Sharding Key: product_id

Ensures that product details are distributed evenly across shards.

Why Not category? 

Because product_id ensures uniform distribution, whereas some categories may be more popular and could cause unbalanced shards.

Now, let's say we want to retrieve the product names for a specific customer’s orders:

SELECT o.order_id, o.customer_id, p.product_name
FROM Orders o
JOIN Products p ON o.product_id = p.product_id
WHERE o.customer_id = 123;

Since Orders and Products are sharded differently, fetching the product_name requires data movement between shards. This can cause significant performance degradation, especially as the system scales.

Strategy 1: Replicating Reference Tables

Concept

Instead of storing reference tables on separate shards, we replicate them across all nodes. This allows queries to perform joins locally, eliminating inter-shard communication.

How to Implement

In a database like PostgreSQL Citus, we can create a replicated reference table:

CREATE TABLE Products (
    product_id INT PRIMARY KEY,
    product_name TEXT
) DISTRIBUTED REPLICATED;

Benefits

• Eliminates cross-shard joins for lookups.
• Fast query execution, as the reference data is available on all shards.

When NOT to Use

• If the reference table is too large (e.g., millions of records).
• If the reference data changes frequently, causing replication overhead.

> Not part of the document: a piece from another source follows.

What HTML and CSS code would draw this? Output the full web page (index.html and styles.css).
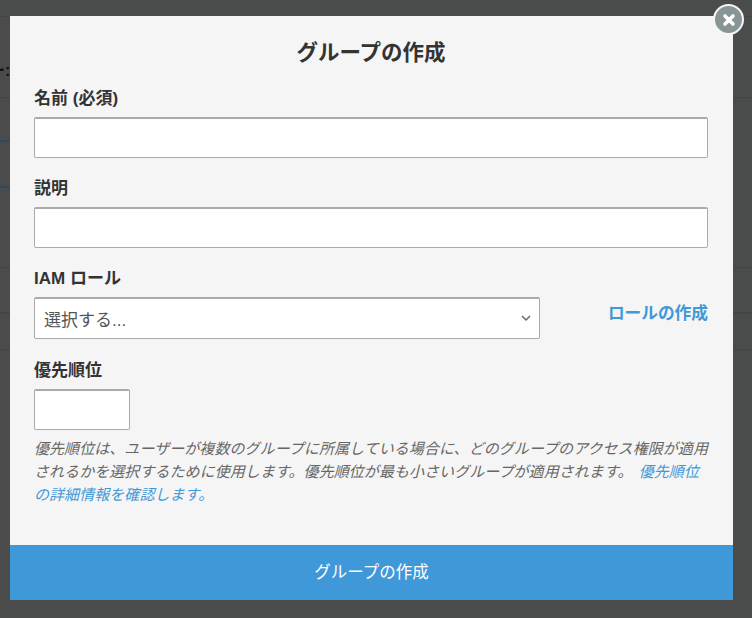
FILE: index.html
```html
<!DOCTYPE html>
<html lang="ja">
<head>
    <meta charset="UTF-8">
    <meta name="viewport" content="width=device-width, initial-scale=1.0">
    <title>グループの作成</title>
    <link rel="stylesheet" href="styles.css">
</head>
<body>
    <div class="backdrop">
        <div class="bg-row bg-header"></div>
        <div class="bg-row bg-nav"><span class="bg-title">ー:</span></div>
        <div class="bg-row bg-tab bg-tab-first"></div>
        <div class="bg-row bg-tab"></div>
        <div class="bg-row bg-table-head"></div>
        <div class="bg-row bg-table-row"></div>
        <div class="bg-row bg-table-last"></div>
    </div>

    <div class="modal">
        <button class="close" type="button" aria-label="閉じる">
            <svg width="16" height="16" viewBox="0 0 16 16">
                <path d="M4 4l8 8M12 4l-8 8" stroke="#fff" stroke-width="3.6" stroke-linecap="round"/>
            </svg>
        </button>
        <form class="modal-body">
            <h1>グループの作成</h1>

            <label for="name">名前 (必須)</label>
            <input type="text" id="name" class="field">

            <label for="desc">説明</label>
            <input type="text" id="desc" class="field">

            <label for="role">IAM ロール</label>
            <div class="role-row">
                <div class="select" id="role">
                    <span>選択する...</span>
                    <svg width="10" height="7" viewBox="0 0 10 7">
                        <path d="M1 1l4 4 4-4" fill="none" stroke="#666" stroke-width="1.500"/>
                    </svg>
                </div>
                <a href="#" class="role-link">ロールの作成</a>
            </div>

            <label for="priority">優先順位</label>
            <input type="text" id="priority" class="field field-small">
            <p class="help">優先順位は、ユーザーが複数のグループに所属している場合に、どのグループのアクセス権限が適用されるかを選択するために使用します。優先順位が最も小さいグループが適用されます。 <a href="#">優先順位の詳細情報を確認します。</a></p>
        </form>
        <button class="submit" type="button">グループの作成</button>
    </div>
</body>
</html>
```

FILE: styles.css
```css
html, body {
    margin: 0;
    height: 618px;
    overflow: hidden;
}
body {
    background-color: #4a4b4b;
    font-family: 'Liberation Sans', 'Noto Sans CJK JP', sans-serif;
    color: #333;
    position: relative;
}
.backdrop {
    position: absolute;
    top: 0;
    left: 0;
    width: 100%;
}
.bg-row {
    box-sizing: border-box;
    border-bottom: 1px solid #444545;
}
.bg-header {
    height: 17px;
}
.bg-nav {
    height: 81px;
    padding-top: 44px;
}
.bg-title {
    display: block;
    font-size: 16px;
    line-height: 20px;
    color: #111;
    font-weight: bold;
    margin-left: -11px;
}
.bg-tab {
    height: 46px;
    border-bottom: 2px solid;
    border-image: linear-gradient(90deg, #2d4a60 50%, #4a4b4b 50%) 1;
}
.bg-tab-first {
    height: 44px;
}
.bg-table-head {
    height: 80px;
}
.bg-table-row {
    height: 46px;
    border-bottom-width: 2px;
}
.bg-table-last {
    height: 36px;
}
.modal {
    position: absolute;
    top: 16px;
    left: 10px;
    width: 723px;
    height: 584px;
    background-color: #f5f5f5;
    display: flex;
    flex-direction: column;
}
.close {
    position: absolute;
    top: -12px;
    right: -11px;
    width: 31px;
    height: 31px;
    padding: 0;
    border: 2px solid #f5f5f5;
    border-radius: 50%;
    background-color: #879596;
    display: flex;
    align-items: center;
    justify-content: center;
}
.modal-body {
    flex: 1;
    padding: 0 25px 0 24px;
}
h1 {
    margin: 0;
    padding-top: 22px;
    font-size: 21.5px;
    line-height: 30px;
    text-align: center;
    color: #333;
}
label {
    display: block;
    margin-bottom: 6px;
    font-size: 17px;
    line-height: 24px;
    font-weight: bold;
}
h1 + label {
    margin-top: 19px;
}
.field {
    display: block;
    width: 100%;
    height: 41px;
    box-sizing: border-box;
    background-color: #fff;
    border: 1px solid #aaa;
    border-top-width: 2px;
    border-radius: 2px;
    margin-bottom: 19px;
}
.field-small {
    width: 96px;
    margin-bottom: 0;
}
.role-row {
    display: flex;
    justify-content: space-between;
    align-items: center;
    margin-bottom: 20px;
}
.select {
    width: 506px;
    height: 42px;
    box-sizing: border-box;
    padding: 0 8px 0 9px;
    background-color: #fff;
    border: 1px solid #aaa;
    border-top-width: 2px;
    border-radius: 2px;
    display: flex;
    align-items: center;
    justify-content: space-between;
    font-size: 17px;
    color: #555;
}
a {
    color: #3f98d8;
    text-decoration: none;
}
.role-link {
    font-size: 16.7px;
    font-weight: bold;
    margin-bottom: 12px;
}
.help {
    margin: 7px -4px 0 0;
    font-size: 15px;
    line-height: 23px;
    font-style: italic;
    letter-spacing: 0.06px;
    word-spacing: 2px;
    color: #666;
}
.submit {
    height: 55px;
    padding: 0 0 4px;
    border: none;
    background-color: #3f98d8;
    color: #fff;
    font-family: inherit;
    font-size: 16.5px;
}
```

Strategy 2: Collocating Related Data in the Same Shard

Concept

Instead of sharding Orders by CustomerID and Products by ProductID, we shard both tables by the same key (CustomerID).

How It Works

SELECT o.order_id, o.customer_id, p.product_name
FROM Orders o
JOIN Products p ON o.product_id = p.product_id
WHERE o.customer_id = 123;

Now, because both tables are in the same shard, the join happens locally, avoiding cross-shard data movement.

Benefits

• Optimized for queries that frequently join tables based on a shared key.
• Works well for applications where customer-specific data is frequently accessed.

When NOT to Use

• If tables grow at different rates, leading to uneven shard distribution.
• If queries involve cross-customer searches, making sharding by CustomerID inefficient.

Strategy 3: Using a Mapping Table for Efficient Joins

Concept

Instead of performing cross-shard joins, we use a mapping table that stores which shard contains the required data.

How It Works

We create a customer-product mapping table:

CREATE TABLE CustomerProductMap (
    customer_id INT,
    product_id INT,
    shard_id INT,
    PRIMARY KEY (customer_id, product_id)
);

Before querying, we first retrieve the shard_id:

SELECT shard_id FROM CustomerProductMap WHERE customer_id = 123;

Then, we query only the relevant shard:

SELECT o.order_id, o.customer_id, p.product_name
FROM Orders o
JOIN Products p ON o.product_id = p.product_id
WHERE o.customer_id = 123
AND o.shard_id = <retrieved_shard>;

Benefits

• Reduces the number of shards queried, improving performance.
• Works well for large datasets that cannot be replicated.

When NOT to Use

• If updates to CustomerProductMap are frequent, causing maintenance overhead.

Strategy 4: Precomputed Join Tables (Materialized Views)

Concept

Instead of executing joins at query time, we precompute and store frequently used join results in a materialized view or a separate table.

How It Works

We create a denormalized table that precomputes Orders and Products:

CREATE TABLE Precomputed_Order_Products (
    order_id INT PRIMARY KEY,
    customer_id INT,
    product_id INT,
    product_name TEXT,
    order_date TIMESTAMP
) SHARDED BY (customer_id);

A background ETL process precomputes the joins and inserts the data:

INSERT INTO Precomputed_Order_Products (order_id, customer_id, product_id, product_name, order_date)
SELECT o.order_id, o.customer_id, p.product_id, p.product_name, o.order_date
FROM Orders o
JOIN Products p ON o.product_id = p.product_id;

Querying without joins:

SELECT order_id, customer_id, product_name, order_date
FROM Precomputed_Order_Products
WHERE customer_id = 123;

Benefits

• No joins required at query time, significantly improving performance.
• Ideal for read-heavy workloads where query speed is critical.

When NOT to Use

• If the dataset changes frequently, requiring frequent recomputation.
• If storage costs for redundant data are too high.

Choosing the Right Strategy: Trade-offs and Considerations

General Guidelines

• Use replication – For small reference tables
• Use colocation – When queries naturally group by a specific key
• Use mapping tables – When reference tables are too large to replicate
• Use precomputed joins – For high-performance analytical queries

Conclusion

Cross-shard data movement is one of the biggest performance challenges in distributed databases. We can significantly optimize query performance and reduce unnecessary network overhead by applying reference table replication, colocation, mapping tables, and precomputed joins.

Choosing the right strategy depends on query patterns, data distribution, and storage constraints. With the right approach, you can build highly scalable, performant distributed systems without being hindered by cross-shard joins.